In the $100 and less category are collections by the great Billy Wilder of all of his United Artists output. The nine films include his Oscar-winning The Apartment, The Fortune Cookie and his vastly underappreciated The Private Life of Sherlock Holmes.

The Sergio Leone edition features his four westerns A Fistful of Dollars, For a Few Dollars More, The Good, the Bad and the Ugly, and Duck You Sucker, now on DVD for the first time. Each film comes with a separate disc of extras, and each has been digitally remastered.

Ever hear of Preston Sturges? If yes, you already know this is a must-have set. If not, you should explore this packaging of his seven best films for Paramount in the 1940s. The satirical writer-director is most noted for Miracle of Morgan's Creek, Sullivan's Travels and The Palm Beach Story, which are included.

Although a producer, not a director, Val Lewton was a major influence on horror films of the 1940s. Working at RKO studios with minimal budgets, he was the driving force behind a series of gripping tales that were actually more film noir than horror.
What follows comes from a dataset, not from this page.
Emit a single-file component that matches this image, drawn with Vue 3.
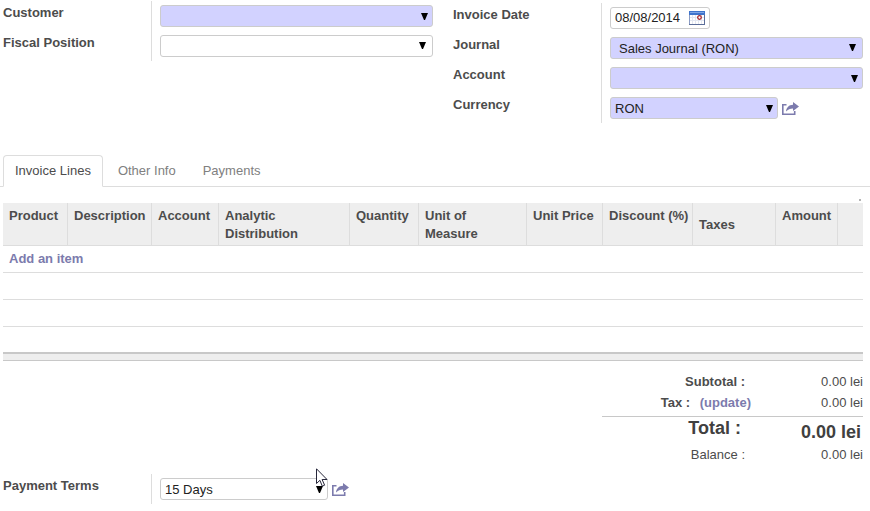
<template>
  <main class="invoice">
    <div class="groups">
      <div class="group">
        <div class="row" v-for="field in leftFields" :key="field.id">
          <label class="label" :for="field.id">{{ field.label }}</label>
          <div class="field">
            <div class="select" :class="field.style">
              <select :id="field.id" v-model="field.value">
                <option :value="field.value">{{ field.value }}</option>
              </select>
              <svg class="caret" viewBox="0 0 7 7"><path d="M0 0h7L4 7H3z" /></svg>
            </div>
          </div>
        </div>
      </div>

      <div class="group right">
        <div class="row">
          <label class="label" for="date">Invoice Date</label>
          <div class="field">
            <div class="date">
              <input id="date" type="text" v-model="invoiceDate" />
              <button type="button" aria-label="Open calendar">
                <svg width="16" height="14" viewBox="0 0 16 14">
                  <rect width="16" height="14" fill="#8b9cc4" />
                  <rect width="16" height="4" fill="#3f74cb" />
                  <rect x="1" y="1" width="14" height="1" fill="#7fa6e6" />
                  <rect x="1" y="4" width="14" height="9" fill="#fff" />
                  <path
                    d="M3.5 4v9M6.5 4v9M9.5 4v9M12.5 4v9M1 6.5h14M1 9.5h14"
                    stroke="#e3e7f1"
                  />
                  <circle cx="10.5" cy="6.5" r="1.8" fill="#fff" stroke="#a8262b" stroke-width="1.3" />
                  <path d="M0 13.5h16M15.5 4v10" stroke="#5b6d99" />
                </svg>
              </button>
            </div>
          </div>
        </div>
        <div class="row" v-for="field in rightFields" :key="field.id">
          <label class="label" :for="field.id">{{ field.label }}</label>
          <div class="field">
            <div class="select" :class="field.style">
              <select :id="field.id" v-model="field.value">
                <option :value="field.value">{{ field.value }}</option>
              </select>
              <svg class="caret" viewBox="0 0 7 7"><path d="M0 0h7L4 7H3z" /></svg>
            </div>
            <button v-if="field.open" type="button" class="open" aria-label="Open record">
              <svg width="17" height="13" viewBox="0 0 17 13">
                <path d="M4.5 2.8H.8v9.400h11.900V9" fill="none" stroke="#7c7bad" stroke-width="1.600" />
                <path d="M11 0l6 4.500L11 9V6.500C8 6.500 6 7.500 4 9.500 4.300 5.500 7 2.700 11 2.700z" fill="#7c7bad" />
              </svg>
            </button>
          </div>
        </div>
      </div>
    </div>

    <nav class="tabs">
      <a
        v-for="tab in tabs"
        :key="tab"
        href="#"
        :class="{ active: tab === activeTab }"
        @click.prevent="activeTab = tab"
        >{{ tab }}</a
      >
    </nav>

    <section class="lines">
      <div class="pager"><span class="dot"></span></div>
      <table>
        <colgroup>
          <col v-for="(column, index) in columns" :key="index" :style="{ width: column.width + 'px' }" />
        </colgroup>
        <thead>
          <tr>
            <th
              v-for="(column, index) in columns"
              :key="index"
              :class="{ middle: column.name === 'Taxes', wrap: column.wrap }"
            >
              {{ column.name }}
            </th>
          </tr>
        </thead>
        <tbody>
          <tr>
            <td :colspan="columns.length"><a href="#" @click.prevent>Add an item</a></td>
          </tr>
          <tr v-for="n in 3" :key="n">
            <td :colspan="columns.length"></td>
          </tr>
        </tbody>
        <tfoot>
          <tr>
            <td :colspan="columns.length"></td>
          </tr>
        </tfoot>
      </table>
    </section>

    <dl class="totals">
      <dt>Subtotal :</dt>
      <dd>0.00 lei</dd>
      <dt class="tax">Tax : <a href="#" @click.prevent>(update)</a></dt>
      <dd>0.00 lei</dd>
      <dt class="total">Total :</dt>
      <dd class="total">0.00 lei</dd>
      <dt class="balance">Balance :</dt>
      <dd>0.00 lei</dd>
    </dl>

    <div class="row">
      <label class="label" for="terms">Payment Terms</label>
      <div class="field">
        <div class="select short">
          <select id="terms" v-model="paymentTerms">
            <option>15 Days</option>
          </select>
          <svg class="caret" viewBox="0 0 7 7"><path d="M0 0h7L4 7H3z" /></svg>
          <svg class="pointer" width="12" height="19" viewBox="0 0 12 19">
            <path
              d="M.5.8v14.700l3.400-3.200 2.400 5.900 2.300-1-2.500-5.700h4.900z"
              fill="#fff"
              stroke="#26263a"
            />
          </svg>
        </div>
        <button type="button" class="open" aria-label="Open payment terms">
          <svg width="17" height="13" viewBox="0 0 17 13">
            <path d="M4.5 2.8H.8v9.400h11.900V9" fill="none" stroke="#7c7bad" stroke-width="1.600" />
            <path d="M11 0l6 4.500L11 9V6.500C8 6.500 6 7.500 4 9.500 4.300 5.500 7 2.700 11 2.700z" fill="#7c7bad" />
          </svg>
        </button>
      </div>
    </div>
  </main>
</template>

<script setup>
import { ref } from "vue";

const leftFields = ref([
  { id: "customer", label: "Customer", value: "", style: "required" },
  { id: "fiscal", label: "Fiscal Position", value: "", style: "inset" },
]);

const rightFields = ref([
  {
    id: "journal",
    label: "Journal",
    value: "Sales Journal (RON)",
    style: "required inset",
  },
  { id: "account", label: "Account", value: "", style: "required" },
  {
    id: "currency",
    label: "Currency",
    value: "RON",
    style: "required short",
    open: true,
  },
]);

const invoiceDate = ref("08/08/2014");
const paymentTerms = ref("15 Days");

const tabs = ["Invoice Lines", "Other Info", "Payments"];
const activeTab = ref("Invoice Lines");

const columns = [
  { name: "Product", width: 65 },
  { name: "Description", width: 84 },
  { name: "Account", width: 67 },
  { name: "Analytic Distribution", width: 131, wrap: true },
  { name: "Quantity", width: 69 },
  { name: "Unit of Measure", width: 108, wrap: true },
  { name: "Unit Price", width: 76 },
  { name: "Discount (%)", width: 90 },
  { name: "Taxes", width: 83 },
  { name: "Amount", width: 62 },
  { name: "", width: 25 },
];
</script>

<style>
body {
  margin: 0;
  background: #fff;
}
</style>

<style scoped>
.invoice {
  padding-top: 1px;
  font-family: "Liberation Sans", Arial, sans-serif;
  font-size: 13px;
  line-height: 18px;
  color: #4c4c4c;
}

.invoice * {
  box-sizing: border-box;
}

.groups {
  display: grid;
  grid-template-columns: 433fr 410fr;
  align-items: start;
  gap: 20px;
  padding-right: 7px;
}

.groups .right {
  padding-top: 2px;
}

.row {
  display: flex;
  height: 30px;
}

.label {
  flex: none;
  width: 151px;
  padding: 3px 0 0 3px;
  font-weight: bold;
}

.groups .right .label {
  width: 148px;
  padding-left: 0;
}

.field {
  display: flex;
  flex: 1;
  align-items: flex-start;
  gap: 4px;
  padding: 4px 0 0 8px;
  border-left: 1px solid #ddd;
}

.select {
  position: relative;
  flex: 1;
  height: 22px;
}

.select.short {
  flex: none;
  width: 168px;
}

select {
  display: block;
  appearance: none;
  width: 100%;
  height: 22px;
  margin: 0;
  padding: 1px 16px 0 4px;
  border: 1px solid #ccc;
  border-radius: 3px;
  background: #fff;
  color: #222;
  font: inherit;
}

.required select {
  background: #d2d2ff;
}

.inset select {
  padding: 2px 16px 0 8px;
}

.caret {
  position: absolute;
  top: 8px;
  right: 5px;
  width: 7px;
  height: 7px;
  fill: #000;
  pointer-events: none;
}

.inset .caret {
  top: 7px;
  right: 7px;
}

.pointer {
  position: absolute;
  top: -10px;
  right: 0;
  pointer-events: none;
}

button {
  margin: 0;
  padding: 0;
  border: 0;
  background: none;
}

button svg {
  display: block;
}

.open {
  padding-top: 5px;
}

.date {
  display: flex;
  align-items: center;
  width: 100px;
  height: 22px;
  padding: 0 4px;
  border: 1px solid #ccc;
  border-radius: 3px;
}

.date input {
  flex: 1;
  min-width: 0;
  padding: 0;
  border: 0;
  outline: 0;
  background: none;
  color: #222;
  font: inherit;
}

.tabs {
  display: flex;
  gap: 3px;
  margin-top: 32px;
  padding-left: 3px;
  border-bottom: 1px solid #ddd;
}

.tabs a {
  margin-bottom: -1px;
  padding: 6px 11px;
  border: 1px solid transparent;
  border-radius: 4px 4px 0 0;
  color: #808080;
  text-decoration: none;
}

.tabs .active {
  border-color: #ddd;
  border-bottom-color: #fff;
  background: #fff;
  color: #4c4c4c;
}

.lines {
  padding: 0 7px 0 3px;
}

.pager {
  display: flex;
  justify-content: flex-end;
  align-items: flex-end;
  height: 16px;
  padding: 0 2px 2px 0;
}

.dot {
  width: 2px;
  height: 2px;
  background: #b4b4b4;
}

table {
  width: 100%;
  border-spacing: 0;
  table-layout: fixed;
}

th {
  height: 43px;
  padding: 4px 4px 2px 6px;
  border-right: 1px solid #ddd;
  border-bottom: 1px solid #ddd;
  background: #eee;
  text-align: left;
  vertical-align: top;
  white-space: nowrap;
}

th.wrap {
  white-space: normal;
}

th:last-child {
  border-right: 0;
}

th.middle {
  vertical-align: middle;
}

td {
  height: 27px;
  padding: 0 6px;
  border-bottom: 1px solid #ddd;
}

tbody tr:last-child td {
  height: 25px;
  border-bottom: 0;
}

tfoot td {
  height: 9px;
  padding: 0;
  border-top: 2px solid #c8c8c8;
  border-bottom: 1px solid #c8c8c8;
  background: #eee;
}

td a,
dt a {
  color: #7c7bad;
  font-weight: bold;
  text-decoration: none;
}

.totals {
  display: grid;
  grid-template-columns: 149px 112px;
  grid-template-rows: 21px 23px 29px 21px;
  justify-content: end;
  margin: 11px 7px 8px 0;
  line-height: 20px;
}

dt {
  padding-right: 6px;
  font-weight: bold;
  text-align: right;
}

dd {
  margin: 0;
  text-align: right;
}

.tax {
  padding-right: 0;
}

.tax a {
  margin-left: 6px;
}

.total {
  border-top: 1px solid #c8c8c8;
  color: #404040;
  font-size: 18px;
  font-weight: bold;
}

dt.total {
  padding: 1px 10px 0 0;
}

dd.total {
  padding: 5px 2px 0 0;
}

.balance {
  font-weight: normal;
}
</style>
All that RKO required from Lewton was that he include some sort of supernatural elements and that these elements would fit whatever title and ad campaign the studio foisted on him. From this working environment came such gothic black-and-white gems as The Cat People, The Leopard Man, I Walked with a Zombie, and The Body Snatchers. The set contains ten titles, and is representative of some of the early directorial work of Mark Robson, Jacques Tourneur and Robert Wise, who later directed West Side Story and The Sound of Music.
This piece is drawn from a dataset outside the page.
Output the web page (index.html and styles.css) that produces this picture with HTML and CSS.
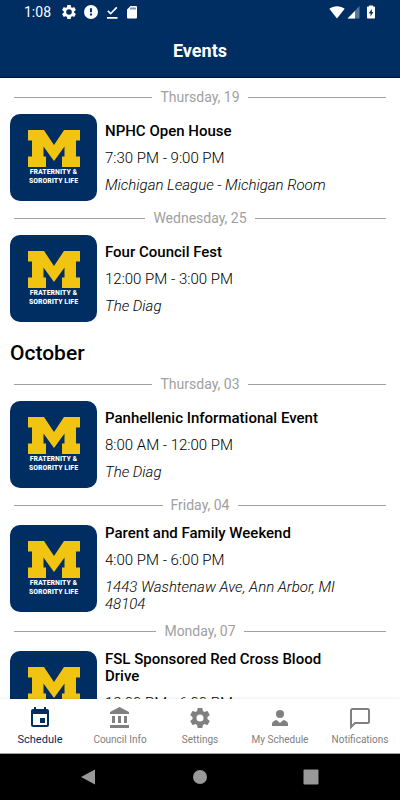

Let’s move along to the truly special “bells and whistles” sets, which will set you back anywhere from two hundred to eight hundred dollars each. Most people know the work of John Ford from his westerns, particularly those with John Wayne. John Ford’s largest body of work was for 20th Century Fox beginning with silent film, and lasting through 1952. Ford at Fox contains 24 films plus a documentary on 21 discs. In addition to remastered versions of the silent titles with new scores, you’ll find such gems as Drums Across the Mohawk with its brilliant Technicolor; Up the River, a rarely seen 1930 prison drama that was the only teaming of Spencer Tracy and Humphrey Bogart; one of the three best westerns ever made, My Darling Clementine with Henry Fonda as Wyatt Earp; and yes, John Ford even directed a Shirley Temple film…Wee Willie Winkie…which is included too.

One of the most breathtaking efforts in DVD box sets is Essential Art House: 50 Years of Janus Films. There are fifty films on fifty discs, plus a beautiful illustrated book. In this set you’ll find the definitive versions of Carol Reed’s The Third Man; Alfred Hitchcock’s The Lady Vanishes; Michael Powell’s The Life and Death of Colonel Blimp; and Fritz Lang’s M, just for starters.

Last, but certainly not least, look for the release next Tuesday of the United Artists 90th Anniversary Collection. This “double whopper with cheese” of a set features 90 movies, plus extras, on 110 DVDs. The cream of the UA catalog is included, although unfortunately, they don’t give any space to the quirky low-budget or foreign films for which they were noted and appreciated. Still, considering what material is covered, this set will be a welcome addition under any film addicts’ Christmas tree.